Justice Kaul said that the court would look into the question of whether the “caste system can be imported into Islam and Christianity”.

“Wait for new panel’

Mr. Nataraj said that the court should first wait for the Justice Balakrishnan Commission to complete its inquiry.

“Unless there is a categorical study of the current data, etc, there is no question of going into the constitutional issues now. The Commission is doing its work,” Mr. Nataraj argued.

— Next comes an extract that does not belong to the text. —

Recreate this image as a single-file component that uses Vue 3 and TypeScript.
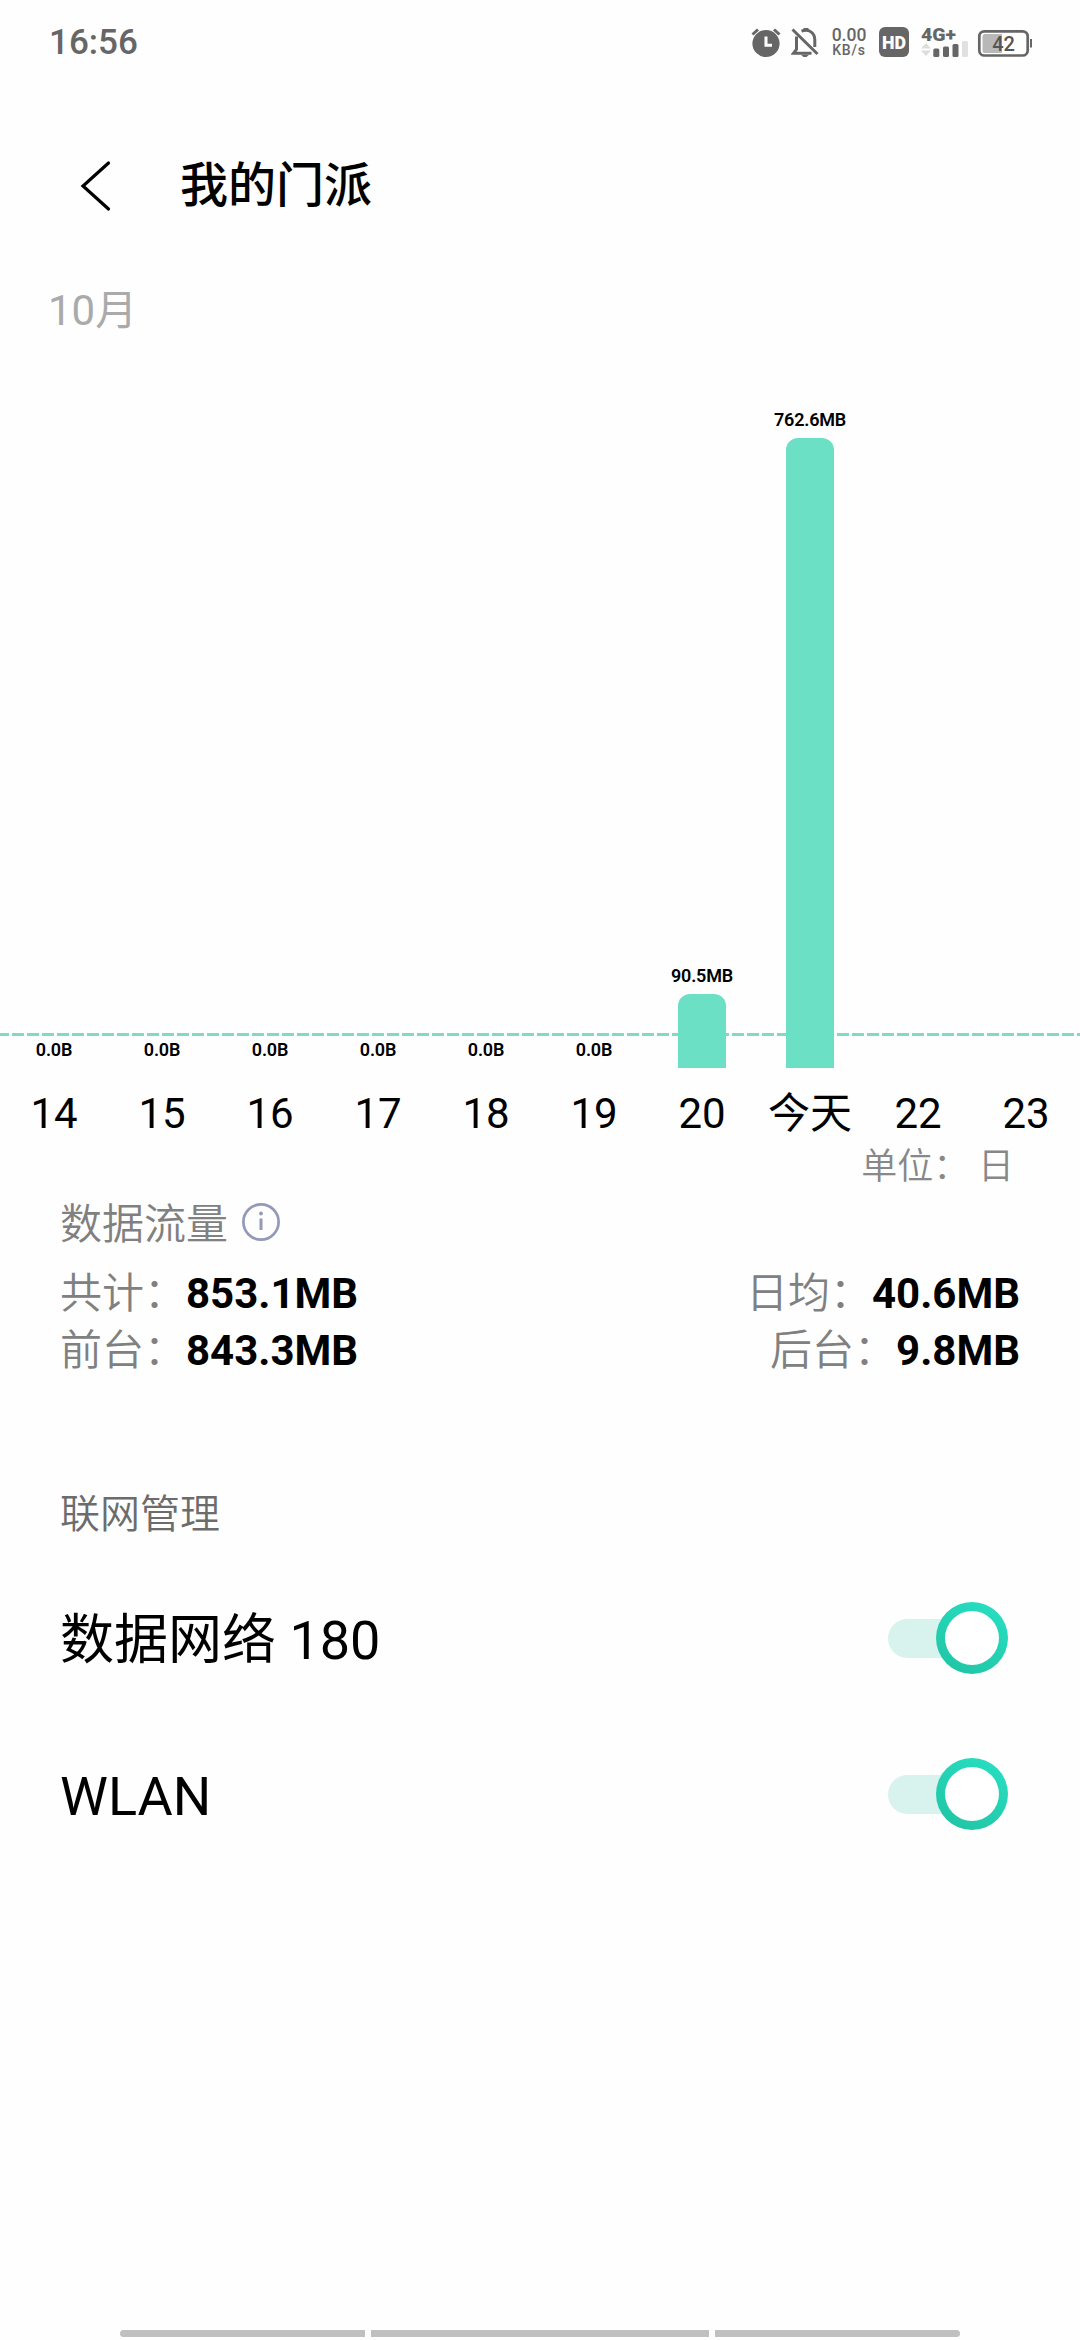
<script setup lang="ts">
import { ref } from 'vue'

interface DayUsage {
  label: string
  value: string
  height: number
}

interface NetworkSwitch {
  label: string
  on: boolean
}

const days: DayUsage[] = [
  { label: '14', value: '0.0B', height: 0 },
  { label: '15', value: '0.0B', height: 0 },
  { label: '16', value: '0.0B', height: 0 },
  { label: '17', value: '0.0B', height: 0 },
  { label: '18', value: '0.0B', height: 0 },
  { label: '19', value: '0.0B', height: 0 },
  { label: '20', value: '90.5MB', height: 74 },
  { label: '今天', value: '762.6MB', height: 630 },
  { label: '22', value: '', height: 0 },
  { label: '23', value: '', height: 0 },
]

const totals = [
  [
    { label: '共计：', value: '853.1MB' },
    { label: '日均：', value: '40.6MB' },
  ],
  [
    { label: '前台：', value: '843.3MB' },
    { label: '后台：', value: '9.8MB' },
  ],
]

const switches = ref<NetworkSwitch[]>([
  { label: '数据网络 180', on: true },
  { label: 'WLAN', on: true },
])
</script>

<template>
  <div class="screen">
    <div class="status">
      <span class="clock">16:56</span>
      <div class="indicators">
        <!-- alarm -->
        <svg class="alarm" width="30" height="40" viewBox="0 0 30 40">
          <circle cx="15" cy="21.5" r="13.6" fill="#666" />
          <path d="M1.5 12.5L7 7.5M28.5 12.5L23 7.5" stroke="#666" stroke-width="3" fill="none" />
          <path d="M15 14.5v8.7h6" stroke="#fff" stroke-width="3" fill="none" />
        </svg>
        <!-- muted bell -->
        <svg class="bell" width="30" height="40" viewBox="0 0 30 40">
          <path d="M5.500 14.500V27.300L2.500 31.200H20.500M10.500 9.200C18 6.300 23.800 11 23.800 18V25" stroke="#666" stroke-width="3" fill="none" />
          <path d="M12.500 8.500h5V6h-5z" fill="#666" />
          <path d="M1.500 7.500L26.500 32" stroke="#666" stroke-width="3" />
          <path d="M10 32.700h8l-2.500 2.300h-3z" fill="#666" />
        </svg>
        <div class="speed">
          <span class="rate">0.00</span>
          <span class="rate-unit">KB/s</span>
        </div>
        <!-- HD badge -->
        <svg class="hd" width="30" height="40" viewBox="0 0 30 40">
          <rect y="5" width="30" height="30" rx="6" fill="#666" />
          <text x="3" y="27" textLength="24" lengthAdjust="spacingAndGlyphs" class="hd-text">HD</text>
        </svg>
        <!-- mobile signal -->
        <svg class="signal" width="51" height="40" viewBox="0 0 51 40">
          <text x="2" y="19" textLength="35" lengthAdjust="spacingAndGlyphs" class="net">4G+</text>
          <path d="M2 26.500L7 21l5 5.500zM2 28.500h10L7 34z" fill="#ddd" />
          <g fill="#666">
            <rect x="14.300" y="26.500" width="6" height="8.500" rx="1.500" />
            <rect x="24" y="24.500" width="6" height="10.500" rx="1.500" />
            <rect x="33.500" y="22" width="6" height="13" rx="1.500" />
          </g>
          <rect x="43" y="19" width="6" height="16" rx="1.500" fill="#e0e0e0" />
        </svg>
        <!-- battery -->
        <svg class="battery" width="58" height="40" viewBox="0 0 58 40">
          <rect x="3.300" y="9.300" width="48.400" height="24.200" rx="5" fill="#fff" stroke="#666" stroke-width="2.700" />
          <path d="M9 12H26V31H9a2.500 2.500 0 0 1-2.500-2.500V14.500A2.500 2.500 0 0 1 9 12z" fill="#b8b8b8" />
          <rect x="54" y="17" width="2" height="8.500" fill="#666" />
          <text x="27.500" y="28.500" class="level">42</text>
        </svg>
      </div>
    </div>

    <header class="header">
      <svg class="back" width="34" height="56" viewBox="0 0 34 56">
        <path d="M30.500 5L5 28l25.500 23" fill="none" stroke="#000" stroke-width="3.200" stroke-linecap="round" />
      </svg>
      <h1 class="title">我的门派</h1>
    </header>

    <div class="month">10月</div>

    <div class="chart">
      <div class="average"></div>
      <div v-for="day in days" :key="day.label" class="column">
        <span class="value">{{ day.value }}</span>
        <div class="bar" :style="{ height: day.height + 'px' }"></div>
      </div>
    </div>
    <div class="axis">
      <span v-for="day in days" :key="day.label" class="tick">{{ day.label }}</span>
    </div>
    <div class="unit">单位： 日</div>

    <section class="usage">
      <div class="usage-title">
        <span>数据流量</span>
        <svg class="info" width="40" height="40" viewBox="0 0 40 40">
          <circle cx="20" cy="20" r="17.600" fill="none" stroke="#9499b8" stroke-width="2.700" />
          <path d="M20 16.500v11.500" stroke="#9499b8" stroke-width="3" />
          <circle cx="20" cy="11.500" r="1.900" fill="#9499b8" />
        </svg>
      </div>
      <div v-for="(row, i) in totals" :key="i" class="usage-row">
        <span v-for="item in row" :key="item.label" class="usage-item">{{ item.label }}<b>{{ item.value }}</b></span>
      </div>
    </section>

    <section class="network">
      <h2 class="network-title">联网管理</h2>
      <div v-for="item in switches" :key="item.label" class="network-row">
        <span class="network-label">{{ item.label }}</span>
        <div class="switch" role="switch" :aria-checked="item.on" @click="item.on = !item.on">
          <div class="track"></div>
          <div class="ring" :class="{ off: !item.on }"><div class="knob"></div></div>
        </div>
      </div>
    </section>

    <div class="gesture">
      <i class="side left"></i>
      <i class="middle"></i>
      <i class="side right"></i>
    </div>
  </div>
</template>

<style>
body {
  margin: 0;
  background: #fefefe;
}
</style>

<style scoped>
.screen {
  display: flex;
  flex-direction: column;
  width: 1080px;
  height: 2340px;
  overflow: hidden;
  background: #fefefe;
  color: #000;
  font-family: Roboto, "Noto Sans CJK SC", sans-serif;
}
.status {
  display: flex;
  justify-content: space-between;
  align-items: center;
  height: 84px;
  padding: 0 46px 0 49px;
  color: #666;
}
.clock {
  padding-top: 2px;
  font-size: 35px;
  font-weight: 500;
  line-height: 42px;
}
.indicators {
  display: flex;
  align-items: center;
}
.indicators svg {
  display: block;
}
.bell {
  margin-left: 10px;
}
.speed {
  display: flex;
  flex-direction: column;
  align-items: center;
  width: 38px;
  margin: 2px 11px 0 9px;
  font-weight: 500;
  white-space: nowrap;
}
.rate {
  font-size: 17.500px;
  line-height: 15px;
}
.rate-unit {
  font-size: 14px;
  line-height: 15px;
  letter-spacing: 0.8px;
}
.hd {
  margin-right: 10px;
}
.hd-text {
  fill: #fff;
  font-size: 19px;
  font-weight: 900;
}
.net {
  fill: #666;
  font-size: 19px;
  font-weight: 900;
}
.battery {
  margin-left: 6px;
}
.level {
  fill: #555;
  font-size: 20px;
  font-weight: 500;
  text-anchor: middle;
}
.header {
  display: flex;
  align-items: center;
  height: 203px;
  margin-bottom: 2px;
  padding-left: 78px;
}
.title {
  margin: 0 0 0 68px;
  font-size: 48px;
  font-weight: 500;
  line-height: 60px;
}
.month {
  padding-left: 48px;
  color: #aaa;
  font-size: 42px;
  line-height: 44px;
}
.chart {
  position: relative;
  display: flex;
  align-items: flex-end;
  height: 735px;
}
.average {
  position: absolute;
  left: 0;
  right: 0;
  bottom: 32px;
  height: 3px;
  background: repeating-linear-gradient(90deg, #7edcc4 0 12px, transparent 12px 15px) -3px 0;
  background-size: 1095px 3px;
}
.column {
  position: relative;
  display: flex;
  flex: 1;
  flex-direction: column;
  align-items: center;
}
.value {
  margin-bottom: 8px;
  font-size: 18px;
  font-weight: 600;
  line-height: 20px;
  letter-spacing: -0.2px;
}
.bar {
  width: 48px;
  border-radius: 12px 12px 0 0;
  background: #6be0c5;
}
.axis {
  display: flex;
  margin-top: 21px;
  font-size: 42px;
  line-height: 50px;
}
.tick {
  flex: 1;
  text-align: center;
}
.unit {
  margin-top: 8px;
  padding-right: 66px;
  color: #888;
  font-size: 36px;
  font-weight: 350;
  line-height: 40px;
  text-align: right;
}
.usage {
  padding: 10px 60px 0;
  color: #808080;
  font-size: 42px;
  font-weight: 350;
}
.usage-title {
  display: flex;
  align-items: center;
  height: 56px;
  margin-bottom: 12px;
  line-height: 56px;
}
.info {
  margin: -6px 0 0 13px;
}
.usage-row {
  display: flex;
  justify-content: space-between;
  line-height: 57px;
}
.usage-item b {
  color: #000;
  font-weight: 700;
}
.network {
  padding: 106px 60px 0;
}
.network-title {
  margin: 0 0 15px;
  color: #6c6c6c;
  font-size: 40px;
  font-weight: 350;
  line-height: 60px;
}
.network-row {
  display: flex;
  align-items: center;
  justify-content: space-between;
  height: 156px;
  font-size: 54px;
}
.network-label {
  padding-top: 5px;
  line-height: 64px;
}
.switch {
  display: flex;
  align-items: center;
  width: 120px;
  margin-right: 12px;
}
.track {
  width: 84px;
  height: 39px;
  border-radius: 20px;
  background: #d8f2ed;
}
.ring {
  box-sizing: border-box;
  flex: none;
  width: 72px;
  height: 72px;
  margin-left: -36px;
  padding: 9px;
  border-radius: 50%;
  background: linear-gradient(30deg, #1fc3a2, #28e0c4);
}
.ring.off {
  background: #ccc;
}
.knob {
  height: 100%;
  border-radius: 50%;
  background: #fff;
}
.gesture {
  display: flex;
  gap: 6px;
  margin: auto 120px 3px;
}
.gesture i {
  height: 7px;
  background: #c0c0c0;
}
.side {
  width: 245px;
}
.middle {
  flex: 1;
}
.left {
  border-radius: 4px 0 0 4px;
}
.right {
  border-radius: 0 4px 4px 0;
}
</style>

Also read: No quota for converts, say outfits at conclave of RSS media wing

He said that the new Commission’s terms of reference were in tune with the Supreme Court judgment in Soosai versus Union of India. That 1985 judgment had held that for inclusion in the 1950 Order, there should be proof through empirical data that Hindu Dalit converts were suffering from the same “oppressive severity” in the new environment of a different religious community.

Pending for 19 years

“Well, the petitioners say the exercise may be unending. You may have one Commission today and another tomorrow. Different political dispensations may come and bring different political ideologies to the issue. Twenty years have gone by. So much material has been collected through the years. Now, you constitute a new Commission. Tomorrow this Commission may also end up with the same scenario,” Justice Kaul posed the petitioners’ apprehensions to the government.

“Let us hear this case which has been pending for 19 years. Why shy away? We cannot shut our eyes,” Justice Amanullah said.

‘No reason to wait’

Petitioners’ lawyers, including senior advocates C.U. Singh and Colin Gonsalves, and advocates Prashant Bhushan, Franklin Ceasar Thomas and others, urged the court to examine the issue on the basis of the “authoritative” empirical data collated by the Ranganath Mishra Commission, as well as 20 other reports and studies done over the years into the issue.

Mr. Bhushan said that the legal questions in the case were framed way back in January 2011. He said that there was sufficient material on record for the court to decide the case without waiting for the Justice Balakrishnan Commission report.

“There is absolutely no reason to wait. The new Commission will take two years. Can this court go on to wait for years and years, decades together?” Mr. Bhushan asked.